There's an XKCD about this, actually:

http://xkcd.com/936/

In essence, the all-lower-case password is in fact more secure than passwords of mixed cases, assuming the mixed-case password is shorter. Many people don't really understand password strength. It's assumed that mixed-case passwords are stronger than same-case passwords because mixed-case passwords add more variability.

But password strength can be measured in terms of 'information entropy,' the amount of randomness they contain. As a crude example, a password like 'aaaa' contains almost no entropy, whereas '3?/vdZ' contains high entropy. The greater the entropy, the harder it is to break a password, all other things being equal.

The "all other things being equal" part is important, of course. A high-entropy password that's very short is easy to crack; a low-entropy password that's 28 characters long is hard to crack.

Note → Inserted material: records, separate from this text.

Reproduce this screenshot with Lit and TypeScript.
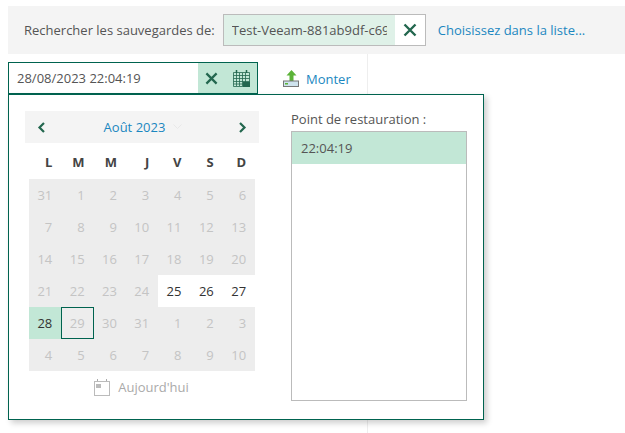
import { LitElement, html, css, svg } from "lit";
import { customElement } from "lit/decorators.js";

const XICON = svg`<path d="M1.5 1.5 L12.5 12.5 M12.5 1.5 L1.5 12.5" stroke="#23674f" stroke-width="2.4" fill="none"/>`;

const rows: [string, string][][] = [
  [31, 1, 2, 3, 4, 5, 6],
  [7, 8, 9, 10, 11, 12, 13],
  [14, 15, 16, 17, 18, 19, 20],
  [21, 22, 23, 24, 25, 26, 27],
  [28, 29, 30, 31, 1, 2, 3],
  [4, 5, 6, 7, 8, 9, 10],
].map((r, ri) =>
  r.map((d, ci) => {
    let c = "off";
    if (ri === 3 && ci >= 4) c = "on";
    if (ri === 4 && ci === 0) c = "sel";
    if (ri === 4 && ci === 1) c = "off today";
    return [String(d), c] as [string, string];
  })
);

@customElement("app-root")
export class AppRoot extends LitElement {
  static styles = css`
    :host { display: block; height: 433px; position: relative; overflow: hidden; background: #fff;
      font-family: "Open Sans", sans-serif; font-size: 13px; color: #555; padding: 6px 0 0 8px; box-sizing: border-box; }
    .bar { height: 48px; background: #f4f4f4; display: flex; align-items: center; padding-left: 16px; }
    .tag { margin-left: 8px; width: 203px; height: 32px; box-sizing: border-box; border: 1px solid #bbb; display: flex; background: #fff; }
    .tag-text { width: 171px; background: #dff1e8; padding: 0 8px 0 8px; box-sizing: border-box; }
    .tag-text div { line-height: 30px; overflow: hidden; white-space: nowrap; }
    .tag-x { flex: 1; display: flex; align-items: center; justify-content: center; }
    .link { color: #1b87c0; }
    .bar .link { margin-left: 12px; }
    .pane { width: 360px; height: 379px; box-sizing: border-box; border-right: 1px solid #eee; padding-top: 8px; display: flex; align-items: flex-start; }
    .field { width: 250px; height: 33px; box-sizing: border-box; border: 1px solid #00634f; border-bottom-width: 2px; display: flex; align-items: center; background: #fff; }
    .field span { flex: 1; padding-left: 8px; }
    .btns { width: 59px; height: 100%; background: #c2e7d6; display: flex; align-items: center; gap: 15px; padding-left: 7px; box-sizing: border-box; }
    .mount { display: flex; align-items: center; margin-left: 25px; height: 33px; gap: 6px; }
    .pop { position: absolute; left: 8px; top: 94px; width: 476px; height: 326px; box-sizing: border-box; background: #fff;
      border: 1px solid #00634f; box-shadow: 3px 3px 6px rgba(0,0,0,.2); padding: 16px 0 0 16px; display: flex; }
    .cal { width: 234px; }
    .head { height: 32px; background: #f4f4f4; display: flex; align-items: center; justify-content: space-between; padding: 0 12px; box-sizing: border-box; }
    .month { display: flex; align-items: center; gap: 8px; color: #1b87c0; margin-left: 2px; }
    .wk { display: grid; grid-template-columns: repeat(7, 32.3px); margin: 0 4px; height: 36px; align-items: center; font-weight: 700; color: #444; text-align: right; }
    .wk span { padding: 2px 9px 0 0; }
    .grid { display: grid; grid-template-columns: repeat(7, 32.3px); grid-auto-rows: 32px; margin: 0 4px; width: 226px; background: #ededed; }
    .d { text-align: right; padding-right: 9px; line-height: 32px; box-sizing: border-box; }
    .off { color: #c4c4c4; }
    .on { background: #fff; color: #333; }
    .sel { background: #c2e7d6; color: #333; }
    .today { outline: 1px solid #00634f; outline-offset: -1px; }
    .tbtn { display: flex; justify-content: center; align-items: center; gap: 8px; color: #aaa; height: 32px; margin-right: 1px; }
    .rp { margin-left: 32px; width: 176px; }
    .rp-label { height: 18px; line-height: 17px; }
    .list { margin-top: 2px; width: 176px; height: 270px; box-sizing: border-box; border: 1px solid #bbb; }
    .item { height: 32px; background: #c2e7d6; line-height: 33px; padding-left: 9px; }
  `;

  render() {
    return html`
      <div class="bar">
        <span>Rechercher les sauvegardes de:</span>
        <div class="tag">
          <div class="tag-text"><div>Test-Veeam-881ab9df-c69</div></div>
          <div class="tag-x"><svg width="14" height="14" viewBox="0 0 14 14">${XICON}</svg></div>
        </div>
        <span class="link">Choisissez dans la liste...</span>
      </div>
      <div class="pane">
        <div class="field">
          <span>28/08/2023 22:04:19</span>
          <div class="btns">
            <svg width="13" height="13" viewBox="0 0 14 14">${XICON}</svg>
            <svg width="17" height="17" viewBox="0 0 17 17">
              <path d="M3.5 0v3M13.5 0v3" stroke="#23674f" stroke-width="1.5"/>
              <path d="M.5 2.5h16v14H.5z M.5 5.5h16M.5 8.5h16M.5 11.5h16M.5 14h16M3.5 3v13M6.5 3v13M9.5 3v13M12.5 3v13" stroke="#23674f" stroke-opacity=".8" fill="none"/>
              <rect x="10" y="12" width="7" height="5" fill="#23674f"/>
            </svg>
          </div>
        </div>
        <div class="mount">
          <svg width="17" height="17" viewBox="0 0 17 17">
            <path d="M8.5 0 L13.5 5.5 H10.5 V11 H6.5 V5.5 H3.5 Z" fill="#5cb338"/>
            <rect x=".5" y="11" width="15" height="5.5" fill="#cfe3ee" stroke="#777"/>
            <rect x="2" y="13" width="3" height="1.5" fill="#5cb338"/>
          </svg>
          <span class="link">Monter</span>
        </div>
      </div>
      <div class="pop">
        <div class="cal">
          <div class="head">
            <svg width="9" height="11" viewBox="0 0 9 11"><path d="M7 1 L2.5 5.5 L7 10" stroke="#23674f" stroke-width="2.2" fill="none"/></svg>
            <div class="month">
              <span>Août 2023</span>
              <svg width="9" height="6" viewBox="0 0 9 6"><path d="M.5 .5 L4.5 4.5 L8.5 .5" stroke="#e8e8e8" fill="none"/></svg>
            </div>
            <svg width="9" height="11" viewBox="0 0 9 11"><path d="M2 1 L6.5 5.5 L2 10" stroke="#23674f" stroke-width="2.2" fill="none"/></svg>
          </div>
          <div class="wk">${["L", "M", "M", "J", "V", "S", "D"].map((d) => html`<span>${d}</span>`)}</div>
          <div class="grid">
            ${rows.flat().map(([d, c]) => html`<div class="d ${c}">${d}</div>`)}
          </div>
          <div class="tbtn">
            <svg width="16" height="17" viewBox="0 0 16 17">
              <path d="M3.5 0v3M12.5 0v3" stroke="#aaa"/>
              <rect x=".5" y="2.5" width="15" height="14" fill="none" stroke="#bbb"/>
              <rect x="2" y="5" width="5" height="4" fill="#bbb"/>
            </svg>
            <span>Aujourd'hui</span>
          </div>
        </div>
        <div class="rp">
          <div class="rp-label">Point de restauration :</div>
          <div class="list"><div class="item">22:04:19</div></div>
        </div>
      </div>
    `;
  }
}
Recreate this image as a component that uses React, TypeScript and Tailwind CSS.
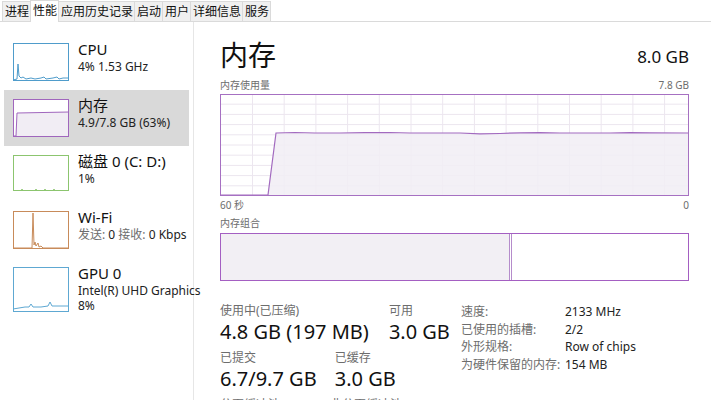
import React from "react";

const tabs = ["进程", "性能", "应用历史记录", "启动", "用户", "详细信息", "服务"];

type Item = {
  name: string;
  lines: string[];
  color: string;
  fill: string;
  path: string;
  area?: string;
  h?: number;
  selected?: boolean;
  grayFirst?: boolean;
};

const items: Item[] = [
  {
    name: "CPU",
    lines: ["4% 1.53 GHz"],
    color: "#4f9ccb",
    fill: "#eaf3f9",
    path: "M0,37 L4,36 L5,21 L6,33 L8,35 L10,34 L13,36 L18,35 L22,36 L28,35 L31,34 L33,36 L40,35 L44,34 L46,36 L50,35 L56,35",
  },
  {
    name: "内存",
    lines: ["4.9/7.8 GB (63%)"],
    color: "#a066bd",
    fill: "#f1edf4",
    path: "M0,37 L3,37 L4,14 L56,13",
    area: "M3,38 L4,14 L56,13 L56,38 Z",
    selected: true,
  },
  {
    name: "磁盘 0 (C: D:)",
    lines: ["1%"],
    color: "#8cc56f",
    fill: "#f0f7ea",
    path: "M0,36 L8,36 L9,34 L10,36 L22,36 L23,34 L24,36 L31,36 L32,34 L33,36 L40,36 L41,34 L42,36 L56,36",
    h: 36,
  },
  {
    name: "Wi-Fi",
    lines: ["发送: 0 接收: 0 Kbps"],
    color: "#c88b5a",
    fill: "#f9f0e8",
    path: "M0,37 L19,37 L20,2 L21,34 L22,31 L23,35 L25,32 L26,36 L28,35 L30,37 L56,37",
    grayFirst: true,
  },
  {
    name: "GPU 0",
    lines: ["Intel(R) UHD Graphics", "8%"],
    color: "#5ea8d2",
    fill: "#eaf3f9",
    path: "M0,42 L6,41 L12,40 L16,40 L18,37 L20,40 L28,40 L35,39 L37,35 L39,39 L46,39 L56,39",
    h: 45,
  },
];

function Thumb({ item }: { item: Item }) {
  const h = item.h ?? 38;
  return (
    <svg width={56} height={h} className="shrink-0 bg-white">
      {item.area && <path d={item.area} fill={item.fill} />}
      <path d={item.path} fill="none" stroke={item.color} strokeWidth={1} />
      <rect x={0.5} y={0.5} width={55} height={h - 1} fill="none" stroke={item.color} strokeWidth={1} />
    </svg>
  );
}

function UsageChart() {
  const w = 469;
  const h = 102;
  const vx = Array.from({ length: 14 }, (_, k) => 32.5 + k * 31.7);
  const hy = Array.from({ length: 9 }, (_, k) => 10.2 * (k + 1));
  const line =
    "M1,101 L48,101 L56,39 L75,38.5 L95,39 L120,39 L145,38.6 L170,38.5 L190,39 L215,39 L240,39 L260,39.8 L280,39.5 L300,38.8 L320,38.6 L340,39 L365,39 L390,39 L410,38.6 L430,38.8 L468,39";
  return (
    <svg width={w} height={h} className="block">
      {hy.map((y) => (
        <line key={y} x1={0} x2={w} y1={y} y2={y} stroke="#ece6ef" strokeWidth={1} />
      ))}
      {vx.map((x) => (
        <line key={x} x1={x} x2={x} y1={0} y2={h} stroke="#ece6ef" strokeWidth={1} />
      ))}
      <path d={line + " L468,101 Z"} fill="#f1edf4" fillOpacity={0.85} stroke="none" />
      <path d={line} fill="none" stroke="#a26abf" strokeWidth={1.2} />
      <rect x={0.5} y={0.5} width={w - 1} height={h - 1} fill="none" stroke="#a670c2" strokeWidth={1} />
    </svg>
  );
}

function Stat({ label, value, className }: { label: string; value: string; className?: string }) {
  return (
    <div className={className}>
      <div className="text-[12px] leading-[16px] text-[#6d6d6d]">{label}</div>
      <div className="text-[20px] leading-[26px] text-[#111]">{value}</div>
    </div>
  );
}

const specs = [
  ["速度:", "2133 MHz"],
  ["已使用的插槽:", "2/2"],
  ["外形规格:", "Row of chips"],
  ["为硬件保留的内存:", "154 MB"],
];

export default function App() {
  return (
    <div className="w-[711px] h-[400px] overflow-hidden bg-white text-[#111] font-['Segoe_UI','Noto_Sans','Noto_Sans_CJK_SC',sans-serif]">
      {/* tab strip */}
      <div className="flex items-end h-[22px] pl-[3px] border-b border-[#dadada]">
        {tabs.map((t) => (
          <div
            key={t}
            className={
              t === "性能"
                ? "h-[22px] -mb-px pl-[2px] pr-[1px] bg-white border border-b-0 border-[#dadada] text-[12px] leading-[20px] -ml-px"
                : "h-[20px] pl-[2px] pr-[1px] bg-[#f0f0f0] border border-b-0 border-[#dadada] text-[12px] leading-[19px] -ml-px"
            }
          >
            {t}
          </div>
        ))}
      </div>

      <div className="flex h-[378px]">
        {/* sidebar */}
        <div className="w-[194px] shrink-0 border-r border-[#e6e6e6] pt-[12px]">
          {items.map((it) => (
            <div
              key={it.name}
              className={
                (it.selected ? "bg-[#d9d9d9] " : "") +
                "mx-[4px] h-[56px] flex items-start gap-[9px] pl-[9px] pt-[9px]"
              }
            >
              <Thumb item={it} />
              <div className="-mt-[4px] whitespace-nowrap">
                <div className="text-[15px] leading-[20px]">{it.name}</div>
                {it.lines.map((l) => (
                  <div
                    key={l}
                    className={
                      "text-[12px] leading-[15px] " + (it.grayFirst ? "text-[#6d6d6d]" : "text-[#222]")
                    }
                  >
                    {it.grayFirst ? (
                      <>
                        发送: <span className="text-[#222]">0</span> 接收: <span className="text-[#222]">0 Kbps</span>
                      </>
                    ) : (
                      l
                    )}
                  </div>
                ))}
              </div>
            </div>
          ))}
        </div>

        {/* detail pane */}
        <div className="flex-1 pl-[26px] pr-[22px] pt-[14px]">
          <div className="flex items-end justify-between h-[36px]">
            <div className="text-[28px] leading-[34px]">内存</div>
            <div className="text-[17px] leading-[22px] mb-[4px]">8.0 GB</div>
          </div>
          <div className="flex justify-between text-[10px] leading-[14px] text-[#6d6d6d] mt-[6px] mb-[2px]">
            <span>内存使用量</span>
            <span>7.8 GB</span>
          </div>
          <UsageChart />
          <div className="flex justify-between text-[10px] leading-[14px] text-[#6d6d6d] mt-[2px]">
            <span>60 秒</span>
            <span>0</span>
          </div>
          <div className="text-[10px] leading-[14px] text-[#6d6d6d] mt-[4px]">内存组合</div>
          <div className="mt-[3px] h-[48px] border border-[#a45fc2] flex">
            <div className="w-[289px] bg-[#f2eff4] border-r border-[#b58ccb]" />
            <div className="w-[2px] bg-white border-r border-[#b58ccb]" />
            <div className="flex-1 bg-white" />
          </div>

          <div className="flex mt-[22px]">
            <div className="w-[241px] shrink-0">
              <div className="flex gap-[20px]">
                <Stat label="使用中(已压缩)" value="4.8 GB (197 MB)" />
                <Stat label="可用" value="3.0 GB" />
              </div>
              <div className="flex gap-[18px] mt-[5px]">
                <Stat label="已提交" value="6.7/9.7 GB" />
                <Stat label="已缓存" value="3.0 GB" />
              </div>
              <div className="flex gap-[50px] mt-[5px] text-[12px] leading-[16px] text-[#6d6d6d]">
                <span>分页缓冲池</span>
                <span>非分页缓冲池</span>
              </div>
            </div>
            <div className="text-[12px] leading-[17.5px]">
              {specs.map(([k, v]) => (
                <div key={k} className="flex">
                  <span className="w-[104px] text-[#6d6d6d]">{k}</span>
                  <span className="text-[#222]">{v}</span>
                </div>
              ))}
            </div>
          </div>
        </div>
      </div>
    </div>
  );
}
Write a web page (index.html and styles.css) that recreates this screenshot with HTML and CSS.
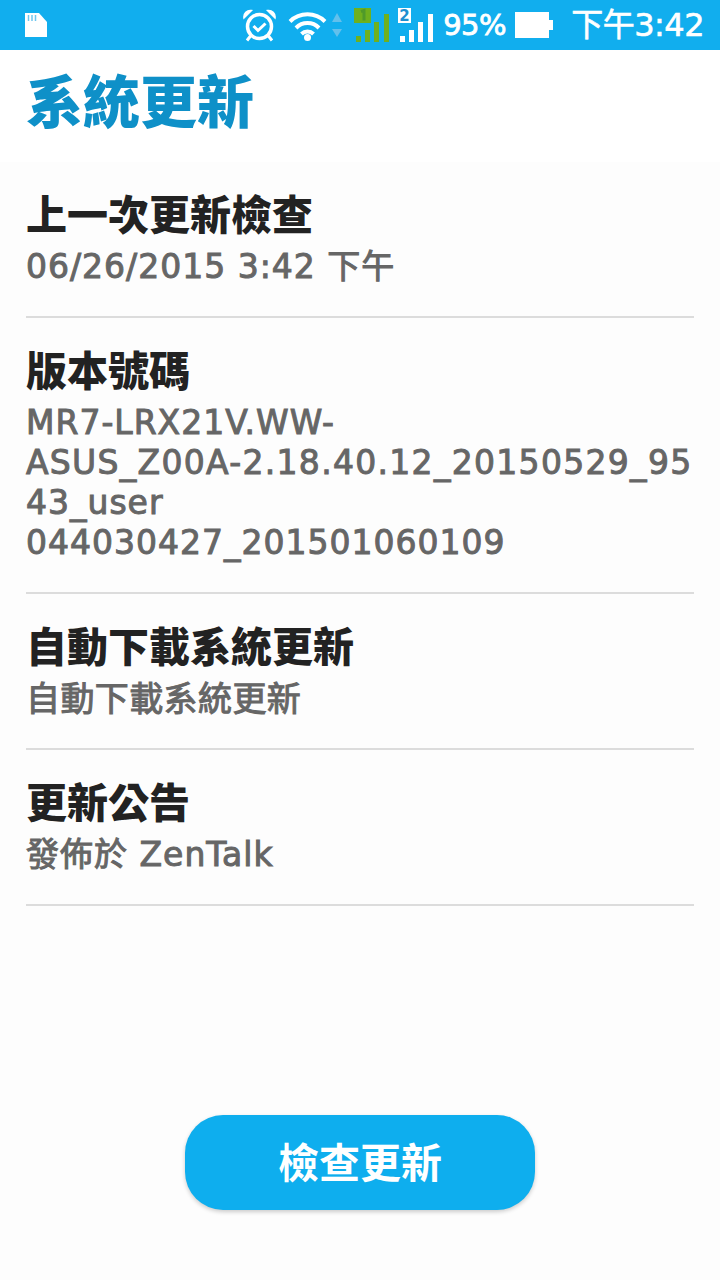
FILE: index.html
```html
<!DOCTYPE html>
<html lang="zh-Hant">
<head>
  <meta charset="utf-8">
  <title>系統更新</title>
  <link rel="stylesheet" href="styles.css">
</head>
<body>
<div class="screen">
  <div class="statusbar">
    <svg class="ic-sd" width="24" height="26" viewBox="0 0 24 26"><path d="M1 1h14l8 9v15H1z" fill="#fff"/><path d="M4.500 3v6M8 3v6M11.500 3v6" stroke="#6fc6ee" stroke-width="1.500"/></svg>
    <div class="status-right">
      <svg class="ic-alarm" width="33" height="33" viewBox="0 0 33 33" fill="none" stroke="#fff"><circle cx="16.500" cy="17.500" r="12" stroke-width="3.500"/><path d="M10.500 17l4.500 4.500 7.500-7" stroke-width="3"/><path d="M1 9a6.500 6.500 0 0 1 7.500-7.500zM32 9a6.500 6.500 0 0 0-7.500-7.500z" fill="#fff" stroke-width="1.500"/><path d="M7.500 27l-3.500 4.500M25.500 27l3.500 4.500" stroke-width="3"/></svg>
      <svg class="ic-wifi" width="39" height="32" viewBox="0 0 39 32" fill="none" stroke="#fff" stroke-width="4"><path d="M2 12.500a25 25 0 0 1 35 0M8 19a16 16 0 0 1 23 0M13.500 25a8.500 8.500 0 0 1 12 0"/><circle cx="19.500" cy="28.500" r="3.500" fill="#fff" stroke="none"/></svg>
      <svg class="ic-updown" width="10" height="24" viewBox="0 0 10 24"><path d="M5 0l5 9H0z" fill="#62c0ec"/><path d="M5 24l5-8H0z" fill="#62c0ec"/></svg>
      <svg class="ic-sim" width="36" height="34" viewBox="0 0 36 34"><rect x="0" y="0" width="17" height="15" fill="#6fb01e"/><path d="M7 3.500l3-1v10" stroke="#4f9a2a" stroke-width="3" fill="none"/><g fill="#6fb01e"><rect x="2" y="28" width="5" height="6"/><rect x="11" y="22" width="5" height="12"/><rect x="20" y="14" width="5" height="20"/><rect x="30" y="6" width="5" height="28"/></g></svg>
      <svg class="ic-sim" width="36" height="34" viewBox="0 0 36 34"><rect x="0" y="0" width="13" height="15" fill="#fff"/><text x="6.500" y="13" class="sim-num">2</text><g fill="#fff"><rect x="2" y="28" width="5" height="6"/><rect x="11" y="22" width="5" height="12"/><rect x="20" y="14" width="5" height="20"/><rect x="30" y="6" width="5" height="28"/></g></svg>
      <span class="batt-pct">95%</span>
      <svg class="ic-batt" width="40" height="28" viewBox="0 0 40 28"><path d="M1 1h34v8h4v10h-4v8H1z" fill="#fff"/></svg>
      <span class="clock">下午3:42</span>
    </div>
  </div>

  <h1 class="title">系統更新</h1>

  <div class="prefs">
    <div class="pref">
      <div class="pref-name">上一次更新檢查</div>
      <div class="pref-sub">06/26/2015 3:42 下午</div>
    </div>
    <div class="pref">
      <div class="pref-name">版本號碼</div>
      <div class="pref-sub">MR7-LRX21V.WW-<br><span class="wide">ASUS_Z00A-2.18.40.12_20150529_95</span><br>43_user<br>044030427_201501060109</div>
    </div>
    <div class="pref">
      <div class="pref-name">自動下載系統更新</div>
      <div class="pref-sub pref-sub-cjk">自動下載系統更新</div>
    </div>
    <div class="pref">
      <div class="pref-name">更新公告</div>
      <div class="pref-sub">發佈於 ZenTalk</div>
    </div>
  </div>

  <div class="actions">
    <button class="btn-check">檢查更新</button>
  </div>
</div>
</body>
</html>
```
FILE: styles.css
```css
html, body {
  margin: 0;
  padding: 0;
}
body {
  font-family: "DejaVu Sans", "Noto Sans CJK TC", sans-serif;
  background: #fdfdfd;
}
.screen {
  width: 720px;
  height: 1280px;
  display: flex;
  flex-direction: column;
  overflow: hidden;
}
.statusbar {
  height: 50px;
  background: #11aeee;
  display: flex;
  align-items: center;
  justify-content: space-between;
  padding: 0 16px 0 24px;
  color: #fff;
  flex: none;
}
.status-right {
  display: flex;
  align-items: center;
}
.ic-alarm { margin-right: 12px; }
.ic-wifi { margin-right: 5px; }
.ic-updown { margin-right: 12px; }
.ic-sim { margin-right: 8px; }
.sim-num {
  font-size: 15px;
  font-weight: 700;
  fill: #1d8fd0;
  text-anchor: middle;
}
.batt-pct {
  font-size: 29px;
  line-height: 50px;
  letter-spacing: -.5px;
  margin: 0 8px 0 1px;
  -webkit-text-stroke: .8px #fff;
}
.ic-batt { margin-right: 17px; }
.clock {
  font-size: 32px;
  line-height: 50px;
  letter-spacing: -.5px;
  -webkit-text-stroke: .6px #fff;
}
.title {
  margin: 0;
  padding: 0 26px;
  height: 112px;
  line-height: 106px;
  font-size: 57px;
  font-weight: 900;
  color: #0e90c8;
  background: #fff;
  flex: none;
}
.prefs {
  padding: 0 26px;
  flex: 1;
}
.pref {
  border-bottom: 2px solid #dcdcdc;
  padding: 29px 0 29px;
}
.pref-name {
  font-size: 41px;
  line-height: 50px;
  font-weight: 900;
  color: #222;
}
.pref-sub {
  margin-top: 6px;
  font-size: 33px;
  line-height: 40px;
  letter-spacing: 1px;
  color: #666;
  white-space: nowrap;
  -webkit-text-stroke: 1px #666;
}
.pref-sub .wide {
  letter-spacing: 1.3px;
}
.pref-sub-cjk {
  font-size: 34px;
  letter-spacing: .4px;
}
.actions {
  display: flex;
  justify-content: center;
  padding-bottom: 70px;
}
.btn-check {
  width: 350px;
  height: 95px;
  padding: 0 0 6px;
  border: none;
  border-radius: 38px;
  background: #0eaeee;
  color: #fff;
  font-family: inherit;
  font-size: 41px;
  font-weight: 700;
  box-shadow: 0 2px 4px rgba(0,0,0,.2);
}
```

So cryptographers will talk about the number of bits of entropy a password has--that is, the total measure of possible randomness in the password. There's an equation you can use to determine the entropy in a password, which is in the Wikipedia article on the subject:

http://en.wikipedia.org/wiki/Password_strength#Entropy_as_a_measure_of_password_strength

Password evaluation systems that just look for certain criteria (like "Does it have mixed case? Does it have numbers? Does it have punctuation?") will not necessarily give the same results as evaluation systems that calculate the entropy of the password.